Saving Money on Your Phone Bill


I’m all about saving money. Since I’ve taken on my new job with a smaller paycheck my wife and I took a closer look at our expenses and decided to try and cut out some fat. So we paid off some student loans, tightened up our spending habits and now have switched to a prepaid phone plan. This is a bit of an experiment for us, as we’ve never done a prepaid plan before. Since our engagement basically we have had a family plan with multiple carriers over the years. I am curious if any one of you have tried, or do, the same thing and what your experiences have been.

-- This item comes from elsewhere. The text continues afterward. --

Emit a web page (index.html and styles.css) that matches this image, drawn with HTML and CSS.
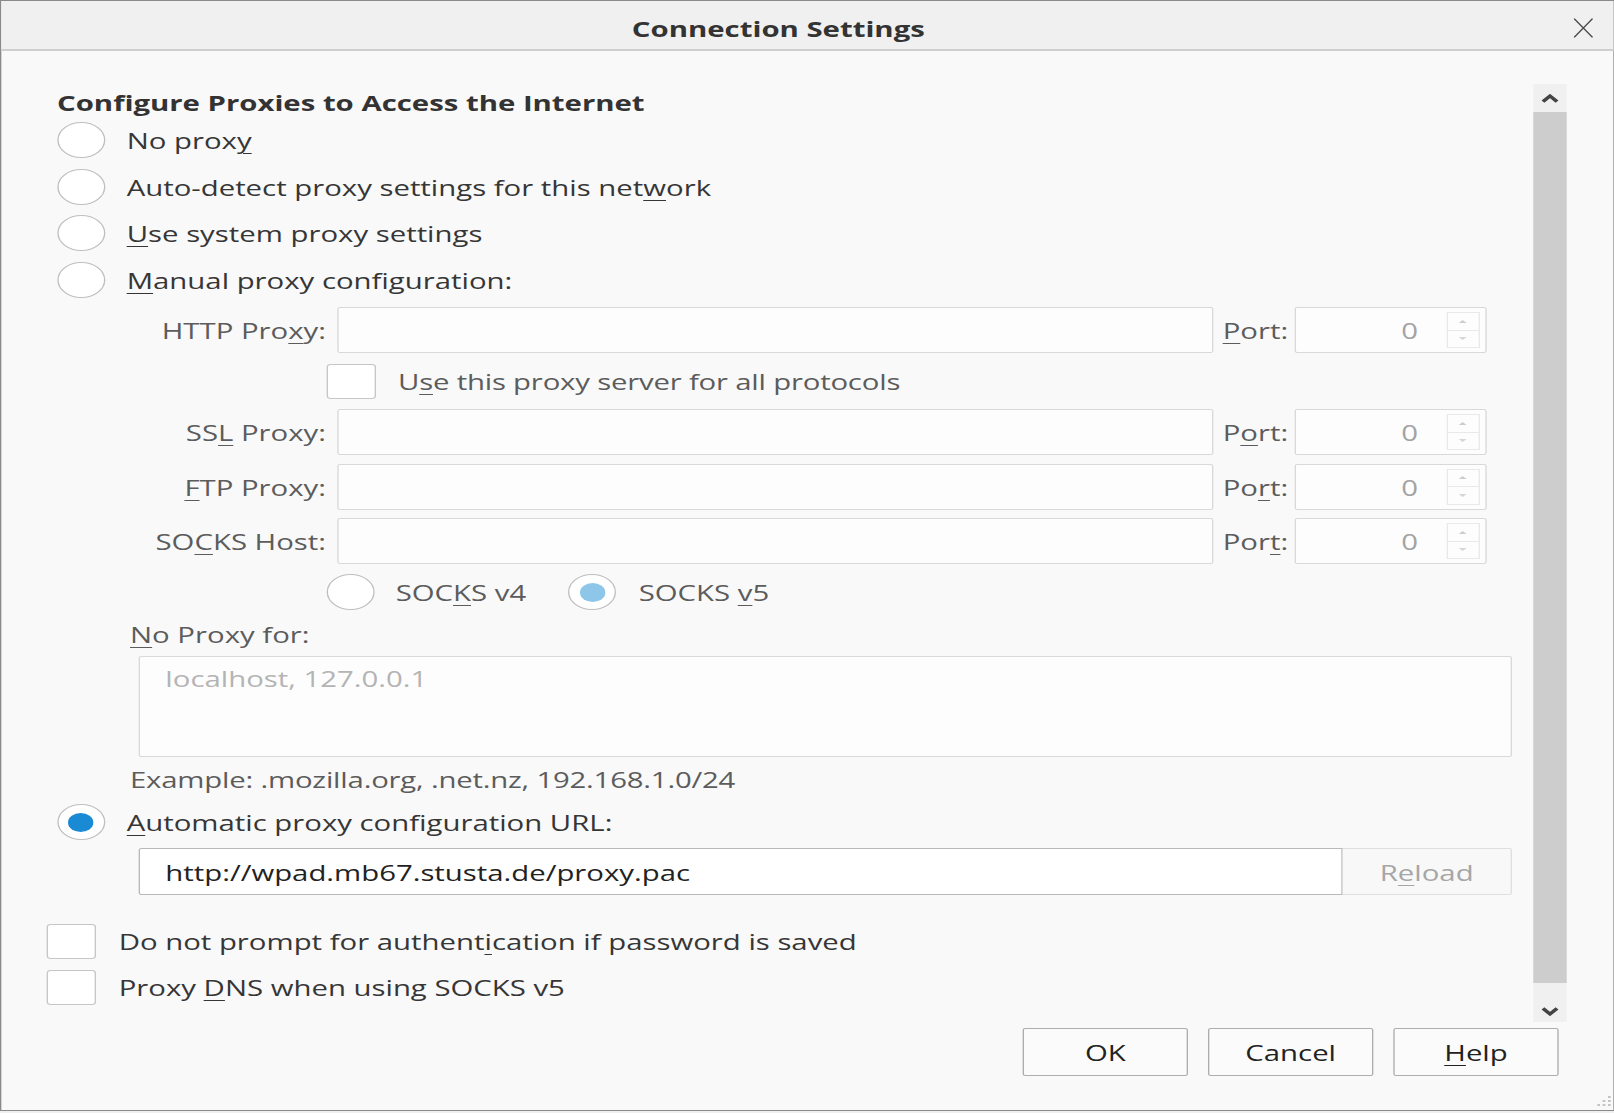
FILE: index.html
```html
<!DOCTYPE html>
<html lang="en">
<head>
<meta charset="utf-8">
<title>Connection Settings</title>
<link rel="stylesheet" href="styles.css">
</head>
<body>
<div class="window">
  <div class="titlebar">
    <div class="title">Connection Settings</div>
    <div class="close">
      <svg width="15" height="20" viewBox="0 0 15 20"><path d="M0.6 0.6 L14.4 19.4 M14.4 0.6 L0.6 19.4" stroke="#4a4a4a" stroke-width="1.1" fill="none"/></svg>
    </div>
  </div>
  <div class="body">
    <div class="scrollwrap">
      <div class="content">
        <div class="heading">Configure Proxies to Access the Internet</div>
        <div class="radio-row"><span class="radio"></span><span class="lbl">No prox<u>y</u></span></div>
        <div class="radio-row"><span class="radio"></span><span class="lbl">Auto-detect proxy settings for this net<u>w</u>ork</span></div>
        <div class="radio-row"><span class="radio"></span><span class="lbl"><u>U</u>se system proxy settings</span></div>
        <div class="radio-row"><span class="radio"></span><span class="lbl"><u>M</u>anual proxy configuration:</span></div>

        <div class="field-row first">
          <span class="flabel">HTTP Pro<u>x</u>y:</span>
          <span class="input"></span>
          <span class="plabel"><u>P</u>ort:</span>
          <span class="port"><span class="pval">0</span><span class="spin"><span class="up"></span><span class="down"></span></span></span>
        </div>
        <div class="sub-check"><span class="checkbox"></span><span class="narrow">U<u>s</u>e this proxy server for all protocols</span></div>
        <div class="field-row">
          <span class="flabel">SS<u>L</u> Proxy:</span>
          <span class="input"></span>
          <span class="plabel">P<u>o</u>rt:</span>
          <span class="port"><span class="pval">0</span><span class="spin"><span class="up"></span><span class="down"></span></span></span>
        </div>
        <div class="field-row spaced">
          <span class="flabel"><u>F</u>TP Proxy:</span>
          <span class="input"></span>
          <span class="plabel">Po<u>r</u>t:</span>
          <span class="port"><span class="pval">0</span><span class="spin"><span class="up"></span><span class="down"></span></span></span>
        </div>
        <div class="field-row spaced">
          <span class="flabel">SO<u>C</u>KS Host:</span>
          <span class="input"></span>
          <span class="plabel">Por<u>t</u>:</span>
          <span class="port"><span class="pval">0</span><span class="spin"><span class="up"></span><span class="down"></span></span></span>
        </div>
        <div class="socks-row">
          <span class="socks-opt v4"><span class="radio"></span><span>SOC<u>K</u>S v4</span></span>
          <span class="socks-opt v5"><span class="radio on dim"></span><span>SOCKS <u>v</u>5</span></span>
        </div>
        <div class="noproxy-label"><u>N</u>o Proxy for:</div>
        <div class="textarea">localhost, 127.0.0.1</div>
        <div class="example narrow">Example: .mozilla.org, .net.nz, 192.168.1.0/24</div>
        <div class="radio-row auto"><span class="radio on"></span><span class="lbl"><u>A</u>utomatic proxy configuration URL:</span></div>
        <div class="url-row">
          <span class="url">http://wpad.mb67.stusta.de/proxy.pac</span>
          <span class="reload">R<u>e</u>load</span>
        </div>
        <div class="cb-row top"><span class="checkbox"></span><span>Do not prompt for authent<u>i</u>cation if password is saved</span></div>
        <div class="cb-row"><span class="checkbox"></span><span>Proxy <u>D</u>NS when using SOCKS v5</span></div>
      </div>
      <div class="scrollbar">
        <div class="sb-up"><svg width="13" height="9" viewBox="0 0 13 9"><polyline points="1.2,7.6 6.5,2 11.8,7.6" fill="none" stroke="#444" stroke-width="3"/></svg></div>
        <div class="sb-thumb"></div>
        <div class="sb-down"><svg width="13" height="9" viewBox="0 0 13 9"><polyline points="1.2,1.4 6.5,7 11.8,1.4" fill="none" stroke="#444" stroke-width="3"/></svg></div>
      </div>
    </div>
    <div class="buttons">
      <span class="btn">OK</span>
      <span class="btn">Cancel</span>
      <span class="btn"><u>H</u>elp</span>
    </div>
  </div>
  <svg class="grip" width="14" height="14" viewBox="0 0 14 14">
    <rect x="11" y="1" width="2" height="2" fill="#c4c4c4"/>
    <rect x="7" y="5" width="2" height="2" fill="#c4c4c4"/>
    <rect x="11" y="5" width="2" height="2" fill="#c4c4c4"/>
    <rect x="3" y="9" width="2" height="2" fill="#c4c4c4"/>
    <rect x="7" y="9" width="2" height="2" fill="#c4c4c4"/>
    <rect x="11" y="9" width="2" height="2" fill="#c4c4c4"/>
  </svg>
</div>
</body>
</html>
```

FILE: styles.css
```css
* { box-sizing: border-box; }
html, body { margin: 0; padding: 0; overflow: hidden; height: 100%; }
html { background: #f0f0f0; }
body {
  font-family: "Open Sans", "DejaVu Sans", sans-serif;
  font-size: 22px;
  color: #363636;
}
u { text-decoration-thickness: 1px; text-underline-offset: 4px; }
.narrow { letter-spacing: -0.15px; }

/* the whole dialog is drawn horizontally stretched, as in the capture */
.window {
  width: 1210.5px;
  height: 1111px;
  border: 1px solid #8a8a8a;
  background: #f9f9f9;
  transform: scaleX(1.333333);
  transform-origin: 0 0;
  display: flex;
  flex-direction: column;
  position: relative;
}

.titlebar {
  flex: none;
  height: 50px;
  background: #f0f0f0;
  border-bottom: 2px solid #cfcfcf;
  display: flex;
  align-items: center;
}
.title {
  flex: 1;
  text-align: center;
  font-weight: 700;
  color: #333;
  line-height: 30px;
  padding-top: 5px;
}
.close {
  width: 43px;
  height: 48px;
  display: flex;
  align-items: center;
  justify-content: center;
  padding-top: 6px;
  padding-right: 1.5px;
}

.body {
  flex: 1;
  display: flex;
  flex-direction: column;
  padding-top: 33px;
}
.scrollwrap {
  flex: none;
  height: 938px;
  display: flex;
}
.content {
  flex: 1;
  padding-left: 34px;
}

.heading {
  margin: 3px 0 0 7.75px;
  height: 30px;
  line-height: 30px;
  font-weight: 700;
  color: #333;
}

.radio-row {
  height: 46.5px;
  display: flex;
  align-items: center;
  margin-left: 7.75px;
  white-space: nowrap;
}
.radio-row.auto { height: 42px; }
.radio {
  flex: none;
  width: 36px;
  height: 36px;
  border-radius: 50%;
  border: 1px solid #bfbfbf;
  background: #fff;
  margin-right: 16.25px;
  display: flex;
  align-items: center;
  justify-content: center;
}
.radio.on::after {
  content: "";
  width: 19px;
  height: 19px;
  border-radius: 50%;
  background: #1a8ad5;
}
.radio.on.dim::after { background: #8ec6e9; }

.field-row {
  display: grid;
  grid-template-columns: 217.75px 657px 61.25px 144px;
  height: 46px;
  color: #5c5c5c;
}
.field-row.first { margin-top: 4px; }
.field-row.spaced { margin-top: 8.5px; }
.flabel {
  align-self: center;
  text-align: right;
  padding-right: 8.25px;
  white-space: nowrap;
}
.plabel {
  align-self: center;
  padding-left: 7.25px;
}
.input {
  border: 1px solid #d9d9d9;
  border-radius: 2px;
  background: #fdfdfd;
}
.port {
  border: 1px solid #d9d9d9;
  border-radius: 2px;
  background: #fdfdfd;
  display: flex;
  align-items: center;
}
.pval {
  flex: 1;
  text-align: right;
  padding-right: 21px;
  color: #a3a3a3;
}
.spin {
  flex: none;
  width: 25.5px;
  align-self: stretch;
  margin: 4px 4px 4px 0;
  border: 1px solid #e9e9e9;
  display: flex;
  flex-direction: column;
}
.spin span {
  flex: 1;
  display: flex;
  align-items: center;
  justify-content: center;
}
.spin .down { border-top: 1px solid #e9e9e9; }
.spin .up::after {
  content: "";
  border-left: 3px solid transparent;
  border-right: 3px solid transparent;
  border-bottom: 3px solid #cdcdcd;
}
.spin .down::after {
  content: "";
  border-left: 3px solid transparent;
  border-right: 3px solid transparent;
  border-top: 3px solid #d6d6d6;
}

.sub-check {
  height: 56px;
  display: flex;
  align-items: center;
  margin-left: 210.25px;
  color: #5c5c5c;
  white-space: nowrap;
}
.checkbox {
  flex: none;
  width: 37px;
  height: 35px;
  border: 1px solid #c6c6c6;
  border-radius: 3px;
  background: #fff;
  margin-right: 16.25px;
}

.socks-row {
  height: 56px;
  display: flex;
  align-items: center;
  margin-left: 209.5px;
  color: #5c5c5c;
  white-space: nowrap;
}
.socks-opt {
  display: flex;
  align-items: center;
}
.socks-opt.v4 { width: 181.5px; }
.socks-opt.v5 .radio { margin-right: 17px; }

.noproxy-label {
  margin-left: 62.5px;
  height: 28px;
  line-height: 28px;
  color: #5c5c5c;
}
.textarea {
  margin: 8px 0 0 69px;
  width: 1030px;
  height: 101px;
  border: 1px solid #d9d9d9;
  border-radius: 2px;
  background: #fdfdfd;
  padding: 6px 0 0 19px;
  line-height: 30px;
  color: #b4b4b4;
}
.example {
  margin-left: 62.5px;
  height: 44px;
  line-height: 44px;
  color: #5c5c5c;
}

.url-row {
  margin: 5px 0 0 69px;
  height: 47px;
  display: flex;
}
.url {
  width: 903px;
  border: 1px solid #b9b9b9;
  border-radius: 2px 0 0 2px;
  background: #fff;
  padding-left: 19px;
  display: flex;
  align-items: center;
  color: #222;
}
.reload {
  width: 127px;
  border: 1px solid #dfdfdf;
  border-left: none;
  border-radius: 0 2px 2px 0;
  background: #f8f8f8;
  color: #a6a6a6;
  display: flex;
  align-items: center;
  justify-content: center;
}

.cb-row {
  height: 46px;
  display: flex;
  align-items: center;
  white-space: nowrap;
}
.cb-row.top { margin-top: 23px; }
.cb-row .checkbox { margin-right: 17px; }

.scrollbar {
  flex: none;
  width: 25px;
  margin-right: 34.5px;
  background: #f0f0f0;
  display: flex;
  flex-direction: column;
}
.sb-up {
  height: 28px;
  display: flex;
  align-items: center;
  justify-content: center;
}
.sb-thumb {
  flex: 1;
  background: #cdcdcd;
}
.sb-down {
  height: 39px;
  display: flex;
  align-items: flex-end;
  justify-content: center;
  padding-bottom: 6px;
}

.buttons {
  display: flex;
  justify-content: flex-end;
  gap: 15px;
  padding-right: 40.5px;
  margin-top: 6px;
}
.btn {
  width: 124px;
  height: 48px;
  border: 1px solid #adadad;
  border-radius: 2px;
  background: #fbfbfb;
  color: #222;
  display: flex;
  align-items: center;
  justify-content: center;
}

.grip {
  position: absolute;
  right: 1px;
  bottom: 1px;
}
```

Our reasoning for the change

We’ve had a family plan with the least amount of minutes we could get for years now. Every single month we had leftover minutes. Hundreds of them. Usually about half of what was available at the beginning of the month. Also we’ve been paying for unlimited SMS, but probably using less than 1,000 between the both of us in a month (likely even half of that). I have a smartphone and was paying for unlimited data, of which I maybe used 500mb a month on average. Considering all of these things we decided that the plan we had was WAY more than we needed.We could cut features, but that would only save us about $20 a month. So what else could we do?

I researched prepaid mobile

It turns out that in situations such as the one we find ourselves in prepaid cellular can be a pretty sweet deal. We paid about $65 to get our plan started, which should give us enough data, text messages and minutes to last us the entire month. Assuming we have some left over before the month is up we can roll over any remaining balances by keeping our prepaid mobile plan “paid up.” Worst case scenario though I’m figuring we’ll usually be fine with about $60 dollars or so a month to cover all the minutes, texts and data we’ll need. If we can save a decent amount of minutes, text messages and data we can probably keep it even lower than $50 a month!

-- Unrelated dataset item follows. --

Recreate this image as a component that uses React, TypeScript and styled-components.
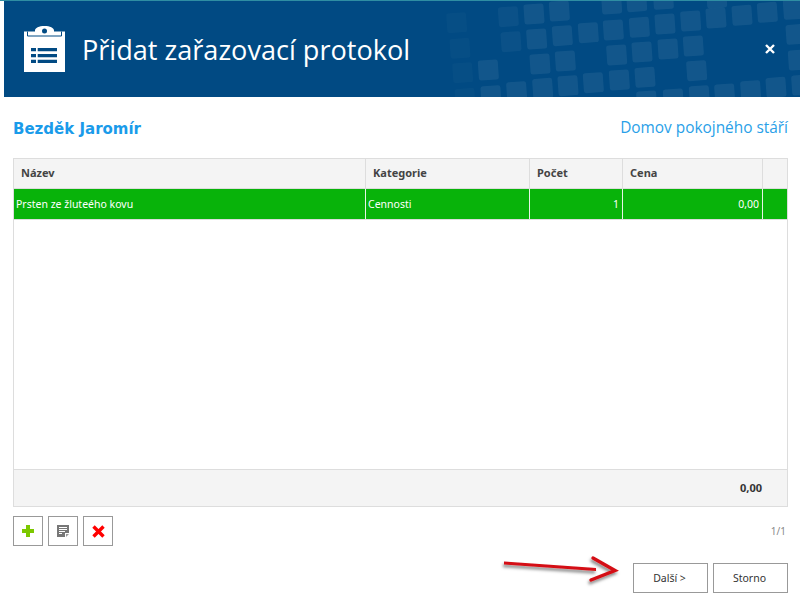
import styled, { createGlobalStyle } from "styled-components";

const squares: [number, number][] = [
  [80, 68], [235, 50], [312, 42], [388, 33], [545, 12], [620, 5], [700, -2], [860, -6],
  [475, 98], [550, 90], [628, 82], [705, 72], [782, 63], [858, 54], [936, 46], [1012, 37], [1090, 28],
  [90, 145], [243, 125], [320, 117], [397, 107], [1098, 103],
  [560, 165], [636, 156], [714, 147], [790, 138],
  [98, 218], [175, 210], [330, 192], [406, 183], [1105, 180],
  [800, 212],
  [260, 275], [338, 265], [414, 257], [490, 248], [568, 240], [645, 232],
  [105, 295], [183, 287], [650, 303], [730, 297], [808, 287], [884, 282], [962, 272], [1038, 262], [1115, 255],
];

const Global = createGlobalStyle`
  html, body {
    margin: 0;
    background: #fff;
  }
  body {
    font-family: "Noto Sans", "Liberation Sans", sans-serif;
    font-size: 10.5px;
    color: #333;
  }
`;

const App = () => {
  return (
    <>
      <Global />
      <Page>
        <Header>
          <Pattern viewBox="0 0 370 96" width="370" height="96">
            {squares.map(([x, y]) => (
              <rect
                key={`${x}-${y}`}
                x={x / 3 - 10}
                y={y / 3 - 11}
                width="20"
                height="20"
                rx="2.5"
                fill="#fff"
                opacity={x < 120 ? 0.025 : x < 300 && y < 130 ? 0.045 : 0.07}
                transform={`rotate(-4 ${x / 3} ${y / 3 - 1})`}
              />
            ))}
          </Pattern>
          <ClipboardIcon />
          <Title>Přidat zařazovací protokol</Title>
          <CloseButton>
            <svg width="10" height="10" viewBox="0 0 10 10">
              <path d="M1 1 9 9M9 1 1 9" stroke="#fff" strokeWidth="2.4" />
            </svg>
          </CloseButton>
        </Header>
        <Content>
          <InfoRow>
            <PersonName>Bezděk Jaromír</PersonName>
            <Facility>Domov pokojného stáří</Facility>
          </InfoRow>
          <TablePanel>
            <HeadRow>
              <HeadCell>Název</HeadCell>
              <HeadCell>Kategorie</HeadCell>
              <HeadCell>Počet</HeadCell>
              <HeadCell>Cena</HeadCell>
              <HeadCell />
            </HeadRow>
            <DataRow>
              <DataCell>Prsten ze žluteého kovu</DataCell>
              <DataCell>Cennosti</DataCell>
              <DataCell $right>1</DataCell>
              <DataCell $right>0,00</DataCell>
              <DataCell />
            </DataRow>
            <TableBody />
            <Summary>0,00</Summary>
          </TablePanel>
          <Toolbar>
            <IconButton aria-label="Přidat">
              <svg width="12" height="12" viewBox="0 0 12 12">
                <path d="M4 0h4v4h4v4H8v4H4V8H0V4h4z" fill="#7cc800" />
              </svg>
            </IconButton>
            <IconButton aria-label="Upravit">
              <svg width="12" height="12" viewBox="0 0 12 12">
                <path d="M0 0h12v8L8 12H0z" fill="#777" />
                <path d="M2 2h8v1H2zM2 4h8v1H2zM2 6h6v1H2zM2 8h3v1H2z" fill="#fff" />
                <path d="M8 12V8h4v1H9v3z" fill="#fff" />
                <path d="M9 9h3l-3 3z" fill="#999" />
              </svg>
            </IconButton>
            <IconButton aria-label="Smazat">
              <svg width="13" height="13" viewBox="0 0 13 13">
                <path d="M1.500 1.500 11.500 11.500M11.500 1.500 1.500 11.500" stroke="#f00" strokeWidth="3.400" />
              </svg>
            </IconButton>
            <PageInfo>1/1</PageInfo>
          </Toolbar>
          <Footer>
            <Arrow viewBox="0 0 124 36" width="124" height="36">
              <defs>
                <filter id="arrow-shadow" x="-10%" y="-30%" width="120%" height="170%">
                  <feDropShadow dx="-1" dy="2.500" stdDeviation="1.800" floodColor="#000" floodOpacity="0.5" />
                </filter>
              </defs>
              <g filter="url(#arrow-shadow)">
                <path d="M5 6.500 L97 13 L97 16 L5 9.500 Z" fill="#d40d12" />
                <path
                  d="M94 3 L116 15.500 L92 25"
                  fill="none"
                  stroke="#d40d12"
                  strokeWidth="3.400"
                  strokeLinecap="round"
                />
              </g>
            </Arrow>
            <ActionButton>Další &gt;</ActionButton>
            <ActionButton>Storno</ActionButton>
          </Footer>
        </Content>
      </Page>
    </>
  );
};

export default App;

const ClipboardIcon = () => (
  <ClipboardSvg viewBox="0 0 41 46" width="41" height="46">
    <path d="M0 5.500h11V4.500C11 2 15 0 20.500 0S30 2 30 4.500v1h11V46H0z" fill="#fff" />
    <circle cx="20.500" cy="5" r="2.500" fill="#014a83" />
    <path d="M3.500 5.500v4.500h34V5.500" fill="none" stroke="#014a83" strokeWidth="1" />
    <path
      d="M7 22h5v3.300H7zM13.700 22H33v3.300H13.700zM7 28h5v3.300H7zM13.700 28H33v3.300H13.700zM7 33.700h5V37H7zM13.700 33.700H33V37H13.700z"
      fill="#014a83"
    />
  </ClipboardSvg>
);

const Page = styled.div`
  width: 800px;
  height: 603px;
  box-sizing: border-box;
  border-top: 1px solid #2f8ea3;
  overflow: hidden;
  position: relative;
`;

const Header = styled.header`
  position: relative;
  height: 96px;
  margin-left: 4px;
  padding-left: 20px;
  display: flex;
  align-items: center;
  background: #014a83;
  overflow: hidden;
`;

const Pattern = styled.svg`
  position: absolute;
  top: 0;
  right: 0;
`;

const ClipboardSvg = styled.svg`
  position: relative;
  flex: none;
  margin-right: 17px;
`;

const Title = styled.h1`
  position: relative;
  margin: 0;
  font-family: "Open Sans", "Noto Sans", sans-serif;
  font-size: 27.100px;
  font-weight: 400;
  color: #fff;
`;

const CloseButton = styled.button`
  position: relative;
  margin-left: auto;
  margin-right: 25px;
  padding: 0;
  border: 0;
  background: none;
  width: 10px;
  height: 10px;
  display: flex;
`;

const Content = styled.main`
  padding: 0 12px 0 13px;
`;

const InfoRow = styled.div`
  height: 61px;
  display: flex;
  align-items: center;
  justify-content: space-between;
`;

const PersonName = styled.div`
  padding-top: 2px;
  font-family: "DejaVu Sans", sans-serif;
  font-size: 15px;
  font-weight: 700;
  color: #1a9bea;
`;

const Facility = styled.div`
  font-family: "Open Sans", "Noto Sans", sans-serif;
  font-size: 15.400px;
  color: #2a9fe8;
`;

const TablePanel = styled.div`
  height: 349px;
  box-sizing: border-box;
  border: 1px solid #ddd;
  display: flex;
  flex-direction: column;
`;

const columns = "352px 164px 93px 140px 1fr";

const HeadRow = styled.div`
  display: grid;
  grid-template-columns: ${columns};
  height: 30px;
  box-sizing: border-box;
  border-bottom: 1px solid #ddd;
  background: #f4f4f4;
`;

const HeadCell = styled.div`
  display: flex;
  align-items: center;
  padding: 0 0 2px 7px;
  border-right: 1px solid #ddd;
  font-size: 11px;
  font-weight: 700;
  color: #444;
  &:last-child {
    border-right: 0;
  }
`;

const DataRow = styled.div`
  display: grid;
  grid-template-columns: ${columns};
  height: 31px;
  box-sizing: border-box;
  border-bottom: 1px solid #ddd;
  background: #08b30a;
`;

const DataCell = styled.div<{ $right?: boolean }>`
  display: flex;
  align-items: center;
  justify-content: ${(p) => (p.$right ? "flex-end" : "flex-start")};
  padding: 0 ${(p) => (p.$right ? "3px" : "2px")} 1px 2px;
  border-right: 1px solid #e6f5e6;
  color: #fff;
  &:last-child {
    border-right: 0;
  }
`;

const TableBody = styled.div`
  flex: 1;
`;

const Summary = styled.div`
  height: 37px;
  box-sizing: border-box;
  padding: 0 25px 1px 0;
  border-top: 1px solid #ddd;
  background: #f4f4f4;
  display: flex;
  align-items: center;
  justify-content: flex-end;
  font-size: 11px;
  font-weight: 700;
  color: #333;
`;

const Toolbar = styled.div`
  margin-top: 9px;
  display: flex;
  align-items: center;
  gap: 5px;
`;

const IconButton = styled.button`
  width: 30px;
  height: 30px;
  padding: 0;
  box-sizing: border-box;
  border: 1px solid #999;
  background: #fff;
  display: flex;
  align-items: center;
  justify-content: center;
`;

const PageInfo = styled.div`
  margin-left: auto;
  margin-right: 2px;
  font-size: 10px;
  color: #888;
`;

const Footer = styled.div`
  position: relative;
  margin-top: 17px;
  display: flex;
  justify-content: flex-end;
  gap: 5px;
`;

const Arrow = styled.svg`
  position: absolute;
  left: 486px;
  top: -8px;
`;

const ActionButton = styled.button`
  width: 75px;
  height: 30px;
  padding: 0 2px 0 0;
  box-sizing: border-box;
  border: 1px solid #999;
  background: #fff;
  font-family: inherit;
  font-size: 10.500px;
  color: #333;
`;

Sacrifices will have to be made

There’s not usually a reward without some sort of sacrifice. This is no different. The prepaid plan we went with isn’t offered in the family variety, so we no longer share minutes or texts. That also means we have two phone bills every month, instead of one. A slight nuisance, but nothing I can’t live with. I can automate it after all. Another sacrifice is that, at least to get things started, we’ll have to be careful and watch our minutes, watch our texting, and for me, watch my data usage. As I said earlier this is a bit of an experiment. One that I am confident we can make work and if it does we’ll have cut our phone bill in half, if not more.